Perhaps through living so constantly in low ground, among swamps and along streams, varying hares become less averse to entering water than most of their kind. In the delta of the Yukon River I saw many places where they had crossed small streams in spring, their wet tracks entering and leaving the water, thus furnishing unmistakable evidence. Curiously enough, when caught by a flood they will take refuge on stumps or other support and often remain to starve rather than swim ashore.
In summer, owing to their nocturnal habits and the dense thickets they inhabit, varying hares are rarely seen unless they are unusually plentiful. In winter their presence is known by their conspicuous tracks, leading in every direction through their haunts. A single animal will in one night so thoroughly track the snow in a patch of woods it gives the impression that several must have been there.
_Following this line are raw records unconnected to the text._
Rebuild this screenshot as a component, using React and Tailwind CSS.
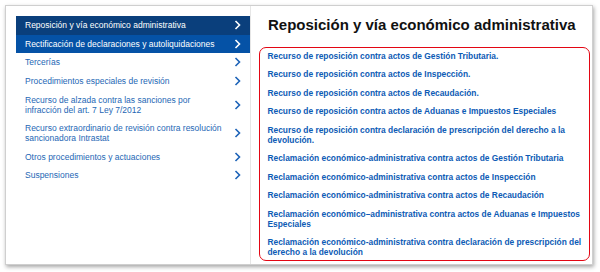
const menu = [
  { label: "Reposición y vía económico administrativa", tone: "dark" },
  { label: "Rectificación de declaraciones y autoliquidaciones", tone: "active" },
  { label: "Tercerías" },
  { label: "Procedimientos especiales de revisión" },
  { label: "Recurso de alzada contra las sanciones por infracción del art. 7 Ley 7/2012" },
  { label: "Recurso extraordinario de revisión contra resolución sancionadora Intrastat" },
  { label: "Otros procedimientos y actuaciones" },
  { label: "Suspensiones" },
];

const links = [
  "Recurso de reposición contra actos de Gestión Tributaria.",
  "Recurso de reposición contra actos de Inspección.",
  "Recurso de reposición contra actos de Recaudación.",
  "Recurso de reposición contra actos de Aduanas e Impuestos Especiales",
  "Recurso de reposición contra declaración de prescripción del derecho a la devolución.",
  "Reclamación económico-administrativa contra actos de Gestión Tributaria",
  "Reclamación económico-administrativa contra actos de Inspección",
  "Reclamación económico-administrativa contra actos de Recaudación",
  "Reclamación económico–administrativa contra actos de Aduanas e Impuestos Especiales",
  "Reclamación económico-administrativa contra declaración de prescripción del derecho a la devolución",
];

function Chevron({ light }) {
  return (
    <svg width="7" height="10" viewBox="0 0 7 10" className="shrink-0">
      <path
        d="M1.5 1 L5.5 5 L1.5 9"
        fill="none"
        stroke={light ? "#ffffff" : "#1d63b8"}
        strokeWidth="1.6"
      />
    </svg>
  );
}

function MenuItem({ label, tone }) {
  const bg =
    tone === "dark" ? "bg-[#0a3f7c] text-white" : tone === "active" ? "bg-[#0552a6] text-white" : "text-[#2467b5]";
  return (
    <div className={`flex items-center pl-[9px] pr-[9px] py-[4.3px] ${bg}`}>
      <span className="w-[200px] leading-[10px]">{label}</span>
      <span className="ml-auto">
        <Chevron light={!!tone} />
      </span>
    </div>
  );
}

export default function App() {
  return (
    <div
      className="w-[600px] h-[272px] bg-white pl-[5px] pt-[5px]"
      style={{ fontFamily: '"Liberation Sans", Arial, sans-serif' }}
    >
      <div className="flex w-[588px] h-[260px] bg-white border border-[#cfcfcf] shadow-[1px_2px_4px_rgba(0,0,0,0.35)]">
        {/* menú lateral */}
        <div className="w-[245px] pl-[10px] pt-[10px] border-r border-[#e6e6e6] text-[8.5px]">
          {menu.map((m) => (
            <MenuItem key={m.label} {...m} />
          ))}
        </div>

        {/* contenido */}
        <div className="flex-1 pl-[8px] pr-[2px]">
          <h1 className="pl-[9px] pt-[10px] text-[15px] leading-[18px] font-bold text-[#111]">
            Reposición y vía económico administrativa
          </h1>
          <div className="mt-[13px] h-[214px] border-[1.5px] border-[#e30613] rounded-[7px] pl-[7.5px] pr-[2px] pt-[3.7px]">
            <ul className="flex flex-col gap-[9px]">
              {links.map((l) => (
                <li key={l} className="text-[8.4px] leading-[9.6px] font-bold text-[#0d5bb5]">
                  {l}
                </li>
              ))}
            </ul>
          </div>
        </div>
      </div>
    </div>
  );
}
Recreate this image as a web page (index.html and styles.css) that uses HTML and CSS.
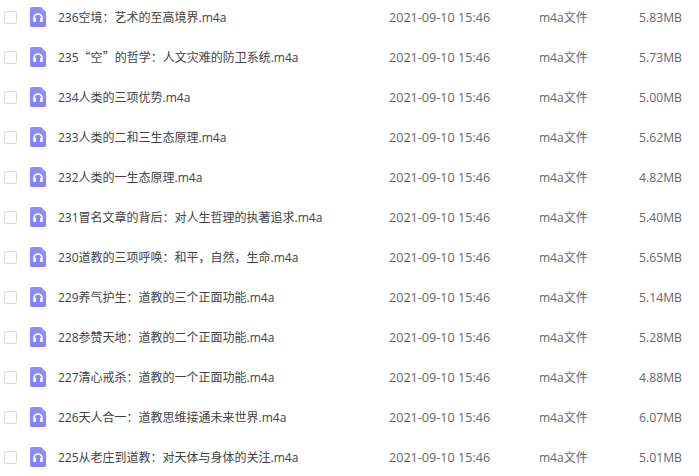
FILE: index.html
```html
<!DOCTYPE html>
<html lang="zh">

<head>
	<meta charset="UTF-8">
	<title>文件列表</title>
	<link rel="stylesheet" href="styles.css">
</head>

<body>
	<svg class="defs" width="0" height="0">
		<defs>
			<linearGradient id="fileFill" x1="0" y1="0" x2="0" y2="1">
				<stop offset="0" stop-color="#8f8ffb"/>
				<stop offset="1" stop-color="#7f81fb"/>
			</linearGradient>
			<symbol id="audioIcon" viewBox="0 0 16 20">
				<path d="M2 0H11L16 5V18a2 2 0 0 1-2 2H2a2 2 0 0 1-2-2V2a2 2 0 0 1 2-2Z" fill="url(#fileFill)"/>
				<path d="M4 12.5V11a4 4 0 0 1 8 0V12.5" fill="none" stroke="#fff" stroke-width="1.6"/>
				<rect x="3.2" y="10.8" width="2.8" height="4.2" rx="1" fill="#fff"/>
				<rect x="10" y="10.8" width="2.8" height="4.2" rx="1" fill="#fff"/>
			</symbol>
		</defs>
	</svg>
	<div class="file-list">
		<div class="file-row">
			<span class="check"></span>
			<svg class="file-icon"><use href="#audioIcon"/></svg>
			<span class="file-name">236空境：艺术的至高境界.m4a</span>
			<span class="file-date">2021-09-10 15:46</span>
			<span class="file-type">m4a文件</span>
			<span class="file-size">5.83MB</span>
		</div>
		<div class="file-row">
			<span class="check"></span>
			<svg class="file-icon"><use href="#audioIcon"/></svg>
			<span class="file-name">235<span class="quote">“</span>空<span class="quote">”</span>的哲学：人文灾难的防卫系统.m4a</span>
			<span class="file-date">2021-09-10 15:46</span>
			<span class="file-type">m4a文件</span>
			<span class="file-size">5.73MB</span>
		</div>
		<div class="file-row">
			<span class="check"></span>
			<svg class="file-icon"><use href="#audioIcon"/></svg>
			<span class="file-name">234人类的三项优势.m4a</span>
			<span class="file-date">2021-09-10 15:46</span>
			<span class="file-type">m4a文件</span>
			<span class="file-size">5.00MB</span>
		</div>
		<div class="file-row">
			<span class="check"></span>
			<svg class="file-icon"><use href="#audioIcon"/></svg>
			<span class="file-name">233人类的二和三生态原理.m4a</span>
			<span class="file-date">2021-09-10 15:46</span>
			<span class="file-type">m4a文件</span>
			<span class="file-size">5.62MB</span>
		</div>
		<div class="file-row">
			<span class="check"></span>
			<svg class="file-icon"><use href="#audioIcon"/></svg>
			<span class="file-name">232人类的一生态原理.m4a</span>
			<span class="file-date">2021-09-10 15:46</span>
			<span class="file-type">m4a文件</span>
			<span class="file-size">4.82MB</span>
		</div>
		<div class="file-row">
			<span class="check"></span>
			<svg class="file-icon"><use href="#audioIcon"/></svg>
			<span class="file-name">231冒名文章的背后：对人生哲理的执著追求.m4a</span>
			<span class="file-date">2021-09-10 15:46</span>
			<span class="file-type">m4a文件</span>
			<span class="file-size">5.40MB</span>
		</div>
		<div class="file-row">
			<span class="check"></span>
			<svg class="file-icon"><use href="#audioIcon"/></svg>
			<span class="file-name">230道教的三项呼唤：和平，自然，生命.m4a</span>
			<span class="file-date">2021-09-10 15:46</span>
			<span class="file-type">m4a文件</span>
			<span class="file-size">5.65MB</span>
		</div>
		<div class="file-row">
			<span class="check"></span>
			<svg class="file-icon"><use href="#audioIcon"/></svg>
			<span class="file-name">229养气护生：道教的三个正面功能.m4a</span>
			<span class="file-date">2021-09-10 15:46</span>
			<span class="file-type">m4a文件</span>
			<span class="file-size">5.14MB</span>
		</div>
		<div class="file-row">
			<span class="check"></span>
			<svg class="file-icon"><use href="#audioIcon"/></svg>
			<span class="file-name">228参赞天地：道教的二个正面功能.m4a</span>
			<span class="file-date">2021-09-10 15:46</span>
			<span class="file-type">m4a文件</span>
			<span class="file-size">5.28MB</span>
		</div>
		<div class="file-row">
			<span class="check"></span>
			<svg class="file-icon"><use href="#audioIcon"/></svg>
			<span class="file-name">227清心戒杀：道教的一个正面功能.m4a</span>
			<span class="file-date">2021-09-10 15:46</span>
			<span class="file-type">m4a文件</span>
			<span class="file-size">4.88MB</span>
		</div>
		<div class="file-row">
			<span class="check"></span>
			<svg class="file-icon"><use href="#audioIcon"/></svg>
			<span class="file-name">226天人合一：道教思维接通未来世界.m4a</span>
			<span class="file-date">2021-09-10 15:46</span>
			<span class="file-type">m4a文件</span>
			<span class="file-size">6.07MB</span>
		</div>
		<div class="file-row">
			<span class="check"></span>
			<svg class="file-icon"><use href="#audioIcon"/></svg>
			<span class="file-name">225从老庄到道教：对天体与身体的关注.m4a</span>
			<span class="file-date">2021-09-10 15:46</span>
			<span class="file-type">m4a文件</span>
			<span class="file-size">5.01MB</span>
		</div>
	</div>
</body>

</html>
```

FILE: styles.css
```css
html, body {
	height: 100%;
	overflow: hidden;
}

body {
	margin: 0;
	background-color: #fff;
	font-family: "Open Sans", "Noto Sans CJK SC", sans-serif;
	font-size: 12px;
	color: #424242;
}

.defs {
	display: block;
	height: 0;
}

.file-list {
	margin-top: -3px;
}

.file-row {
	display: flex;
	align-items: center;
	height: 40px;
	white-space: nowrap;
}

.check {
	box-sizing: border-box;
	flex: none;
	width: 13px;
	height: 13px;
	margin-left: 4px;
	border: 1px solid #d5d5d5;
	border-radius: 3px;
	background-color: #fff;
}

.file-icon {
	flex: none;
	width: 16px;
	height: 20px;
	margin-left: 13px;
}

.file-name {
	flex: none;
	width: 331px;
	margin-left: 12px;
}

.quote {
	font-family: "Noto Sans CJK SC", sans-serif;
}

.file-date {
	flex: none;
	width: 150px;
	color: #666;
	font-size: 12.6px;
}

.file-type {
	flex: none;
	width: 80px;
	color: #666;
}

.file-size {
	flex: none;
	width: 63px;
	color: #666;
	font-size: 12.2px;
	text-align: right;
}
```
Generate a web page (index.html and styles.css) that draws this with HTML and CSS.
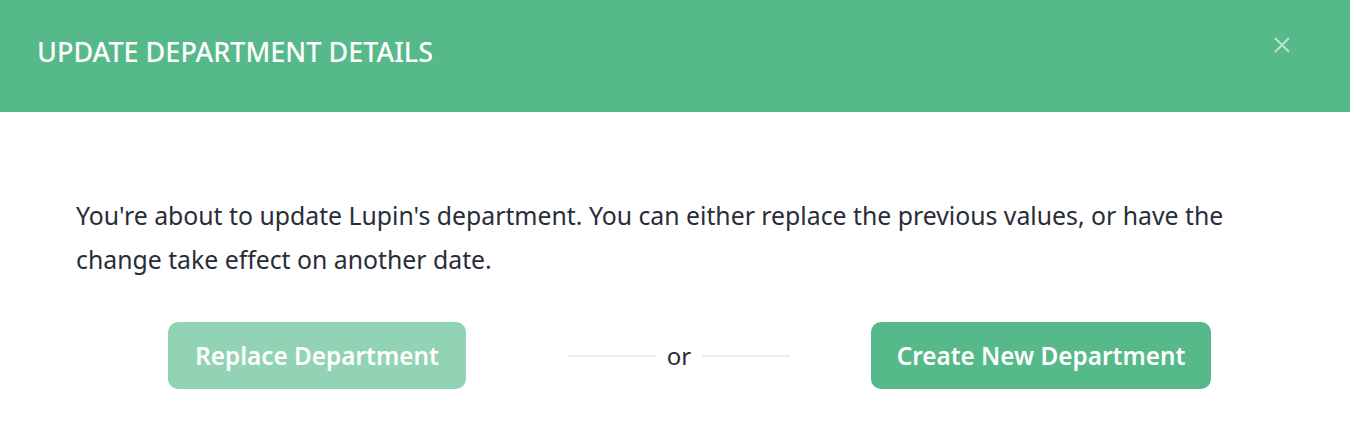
FILE: index.html
```html
<!DOCTYPE html>
<html>
<head>
<meta charset="utf-8">
<link rel="stylesheet" href="styles.css">
</head>
<body>
<div class="modal">
  <div class="modal-header">
    <h1 class="modal-title">UPDATE DEPARTMENT DETAILS</h1>
    <button class="close" aria-label="Close">
      <svg width="16" height="16" viewBox="0 0 16 16"><path d="M1.5 1.5 L14.5 14.5 M14.5 1.5 L1.5 14.5" stroke="currentColor" stroke-width="2" stroke-linecap="round"/></svg>
    </button>
  </div>
  <div class="modal-body">
    <p class="message">You're about to update Lupin's department. You can either replace the previous values, or have the change take effect on another date.</p>
    <div class="actions">
      <div class="cell"><button class="btn btn-light">Replace Department</button></div>
      <div class="cell"><div class="sep"><span class="line"></span><span class="or">or</span><span class="line"></span></div></div>
      <div class="cell"><button class="btn btn-primary">Create New Department</button></div>
    </div>
  </div>
</div>
</body>
</html>
```
FILE: styles.css
```css
* { box-sizing: border-box; }
html, body { margin: 0; padding: 0; background: #fff; }
body { font-family: "Noto Sans", "Open Sans", sans-serif; color: #282d38; }
.modal { width: 1350px; height: 446px; background: #fff; }
.modal-header {
  height: 112px;
  background: #56b98a;
  display: flex;
  align-items: center;
  justify-content: space-between;
  padding: 0 60px 0 37px;
}
.modal-title {
  margin: 0 0 9px;
  color: #fff;
  font-size: 27px;
  font-weight: 500;
  letter-spacing: 0;
}
.close {
  background: none;
  border: 0;
  padding: 0;
  color: rgba(255,255,255,0.6);
  display: flex;
  margin-top: -22px;
}
.modal-body { padding: 81px 76px 0; }
.message {
  margin: 0;
  font-size: 24.8px;
  line-height: 44px;
  max-width: 1165px;
}
.actions {
  margin-top: 41px;
  margin-left: 60px;
  display: grid;
  grid-template-columns: repeat(3, 362px);
  align-items: center;
}
.cell { display: flex; justify-content: center; }
.btn {
  font-family: inherit;
  border: 0;
  border-radius: 10px;
  height: 67px;
  color: #fff;
  font-size: 24.3px;
  font-weight: 600;
  padding: 0;
}
.btn-light { background: #93d3b5; width: 298px; }
.btn-primary { background: #56b98a; width: 340px; }
.sep { display: flex; align-items: center; gap: 11px; }
.line { width: 88px; height: 2px; background: #ececec; }
.or { font-size: 24px; color: #282d38; }
```
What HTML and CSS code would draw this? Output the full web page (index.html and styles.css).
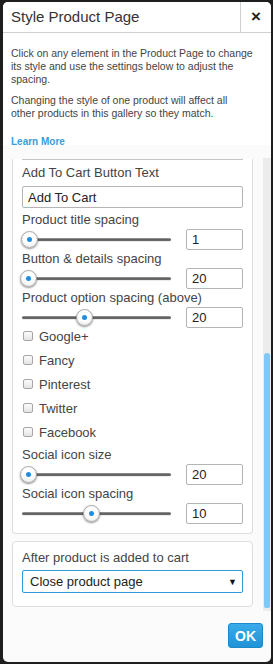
FILE: index.html
```html
<!DOCTYPE html>
<html lang="en">
<head>
  <meta charset="UTF-8" />
  <title>Style Product Page</title>
  <link rel="stylesheet" href="styles.css">
</head>
<body>
  <div class="dialog">
    <div class="dialog-header">
      <h1>Style Product Page</h1>
      <button class="close-btn">&times;</button>
    </div>

    <div class="intro">
      <p>Click on any element in the Product Page to change its style and use the settings below to adjust the spacing.</p>
      <p>Changing the style of one product will affect all<br>other products in this gallery so they match.</p>
      <a href="#" class="learn-more">Learn More</a>
    </div>

    <div class="scroll-area">
      <div class="scroll-content">
        <!-- card is scrolled, top part hidden -->
        <div class="card card-cut">
          <div class="cut-line"></div>
          <label class="field-label first">Add To Cart Button Text</label>
          <input class="text-input" type="text" value="Add To Cart">

          <label class="field-label">Product title spacing</label>
          <div class="slider-row">
            <div class="slider"><span class="thumb" style="left: -1px"></span></div>
            <input class="num-input" type="text" value="1">
          </div>

          <label class="field-label">Button &amp; details spacing</label>
          <div class="slider-row">
            <div class="slider"><span class="thumb" style="left: -2px"></span></div>
            <input class="num-input" type="text" value="20">
          </div>

          <label class="field-label">Product option spacing (above)</label>
          <div class="slider-row">
            <div class="slider"><span class="thumb" style="left: 54px"></span></div>
            <input class="num-input" type="text" value="20">
          </div>

          <div class="check-list">
            <div class="check-row"><span class="check-box"></span>Google+</div>
            <div class="check-row"><span class="check-box"></span>Fancy</div>
            <div class="check-row"><span class="check-box"></span>Pinterest</div>
            <div class="check-row"><span class="check-box"></span>Twitter</div>
            <div class="check-row"><span class="check-box"></span>Facebook</div>
          </div>

          <label class="field-label spaced">Social icon size</label>
          <div class="slider-row">
            <div class="slider"><span class="thumb" style="left: -2px"></span></div>
            <input class="num-input" type="text" value="20">
          </div>

          <label class="field-label">Social icon spacing</label>
          <div class="slider-row">
            <div class="slider"><span class="thumb" style="left: 61px"></span></div>
            <input class="num-input" type="text" value="10">
          </div>
        </div>

        <div class="card card-after">
          <label class="field-label">After product is added to cart</label>
          <div class="select">
            <span>Close product page</span>
            <span class="select-arrow">&#9660;</span>
          </div>
        </div>
      </div>

      <div class="scrollbar">
        <div class="scrollbar-thumb"></div>
      </div>
    </div>

    <div class="dialog-footer">
      <button class="ok-btn">OK</button>
    </div>
  </div>
</body>
</html>
```

FILE: styles.css
```css
html, body {
  margin: 0;
  height: 100%;
}

body {
  background: #1e1e1e;
  padding: 2px 2px 2px 3px;
  box-sizing: border-box;
  font-family: 'Liberation Sans', Arial, sans-serif;
  color: #444;
}

.dialog {
  width: 268px;
  height: 660px;
  background: #fbfbfb;
  border-radius: 5px;
  display: flex;
  flex-direction: column;
  overflow: hidden;
}

.dialog-header {
  display: flex;
  height: 30px;
  background: #fff;
  border-bottom: 1px solid #cfcfcf;
}

.dialog-header h1 {
  flex: 1;
  margin: 0;
  padding-left: 8px;
  font-size: 15px;
  font-weight: normal;
  line-height: 30px;
  color: #333;
}

.close-btn {
  width: 31px;
  border: none;
  border-left: 1px solid #cfcfcf;
  background: none;
  padding: 0;
  font-family: 'Liberation Sans', Arial, sans-serif;
  font-size: 17px;
  font-weight: bold;
  color: #222;
  line-height: 30px;
}

/* intro text */
.intro {
  padding: 14px 9px 0 8px;
  background: #fff;
  height: 112px;
  box-sizing: border-box;
}

.intro p {
  margin: 0 0 8px;
  font-size: 10.5px;
  line-height: 13px;
  color: #444;
}

.learn-more {
  display: block;
  margin-top: 15px;
  font-size: 10px;
  line-height: 13px;
  font-weight: bold;
  color: #3a9cd8;
  text-decoration: none;
}

/* scrolled settings area */
.scroll-area {
  display: flex;
  height: 453px;
  margin-top: 13px;
}

.scroll-content {
  flex: 1;
  padding: 0 10px 0 9px;
  overflow: hidden;
}

.scrollbar {
  width: 8px;
  background: #ececec;
}

.scrollbar-thumb {
  margin: 195px 1px 0;
  height: 255px;
  background: #82c8f7;
  border-radius: 3px 3px 2px 2px;
}

.card {
  background: #fff;
  border: 1px solid #dedede;
  border-radius: 4px;
  padding: 0 9px 9px;
}

.card-cut {
  border-top: none;
  border-radius: 0 0 4px 4px;
}

.cut-line {
  height: 1px;
  margin-top: 1px;
  background: #c6c6c6;
}

.field-label {
  display: block;
  font-size: 13px;
  line-height: 18px;
  color: #444;
}

.field-label.first {
  margin-top: 4px;
}

.field-label.spaced {
  margin-top: 6px;
}

.text-input {
  display: block;
  width: 100%;
  height: 22px;
  box-sizing: border-box;
  margin: 4px 0 3px;
  padding: 0 5px;
  border: 1px solid #b4b4b4;
  border-radius: 2px;
  font-family: 'Liberation Sans', Arial, sans-serif;
  font-size: 13px;
  color: #222;
}

.slider-row {
  display: flex;
  align-items: center;
  justify-content: space-between;
  height: 21px;
}

.slider {
  position: relative;
  width: 149px;
  height: 3px;
  border-radius: 2px;
  background: linear-gradient(#a0a0a0, #555 60%, #777);
  box-shadow: 0 1px 0 rgba(0,0,0,0.08);
}

.thumb {
  position: absolute;
  top: -7px;
  width: 15px;
  height: 15px;
  border-radius: 50%;
  background: radial-gradient(circle at 50% 40%, #fff 40%, #e4e4e4);
  border: 1px solid #a9a9a9;
  box-shadow: 0 1px 2px rgba(0,0,0,0.45);
}

.thumb::after {
  content: "";
  position: absolute;
  left: 5px;
  top: 5px;
  width: 5px;
  height: 5px;
  border-radius: 50%;
  background: #1f8ee0;
}

.num-input {
  width: 57px;
  height: 21px;
  box-sizing: border-box;
  padding: 0 5px;
  border: 1px solid #b4b4b4;
  border-radius: 2px;
  font-family: 'Liberation Sans', Arial, sans-serif;
  font-size: 13px;
  color: #222;
}

.check-list {
  display: flex;
  flex-direction: column;
  gap: 8px;
}

.check-row {
  display: flex;
  align-items: center;
  height: 16px;
  font-size: 13px;
  color: #444;
}

.check-box {
  width: 10px;
  height: 10px;
  box-sizing: border-box;
  margin: 0 6px 0 1px;
  border: 1px solid #a6a6a6;
  border-radius: 2px;
  background: linear-gradient(#fdfdfd, #e3e3e3);
}

.card-after {
  margin-top: 7px;
  padding: 7px 9px 13px;
}

.select {
  display: flex;
  justify-content: space-between;
  align-items: center;
  height: 23px;
  box-sizing: border-box;
  margin-top: 3px;
  padding: 0 5px 0 7px;
  border: 1px solid #3399dd;
  border-radius: 2px;
  background: #fff;
  font-size: 13px;
  color: #222;
}

.select-arrow {
  font-size: 9px;
  color: #111;
}

.dialog-footer {
  display: flex;
  justify-content: flex-end;
  padding: 12px 8px 0;
}

.ok-btn {
  width: 35px;
  height: 25px;
  padding: 0;
  border: 1px solid #1c88c8;
  border-radius: 3px;
  background: linear-gradient(#39abe9, #1f93d6);
  color: #fff;
  font-family: 'Liberation Sans', Arial, sans-serif;
  font-size: 14px;
  font-weight: bold;
}
```
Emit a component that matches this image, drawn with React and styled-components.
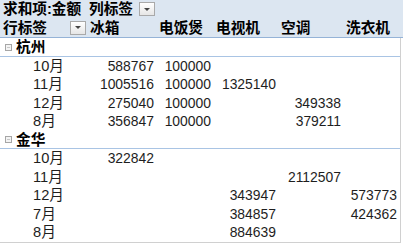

In river bottoms, among densely wooded swamps, these rabbits frequently make definite beaten runways in the snow; runways are also made through thickets in their summer haunts. This habit renders it easy to snare them, and enormous numbers are thus captured every winter.
They feed on a variety of small herbage in summer and in winter depend on buds, twigs, and the bark of shrubs and small trees. They are specially fond of willows, and their winter distribution in many districts is governed by the abundance of willow thickets.
Varying hares are one of the most important mammals of the northern fur country. They are generally distributed and exist in such numbers that they are an important source of food supply both to the Indians and to such predatory birds and mammals as the great horned and snowy owls, the goshawk, gyrfalcon, lynx, fox, ermine, fisher, and others. The skins are also used by the Indians for robes.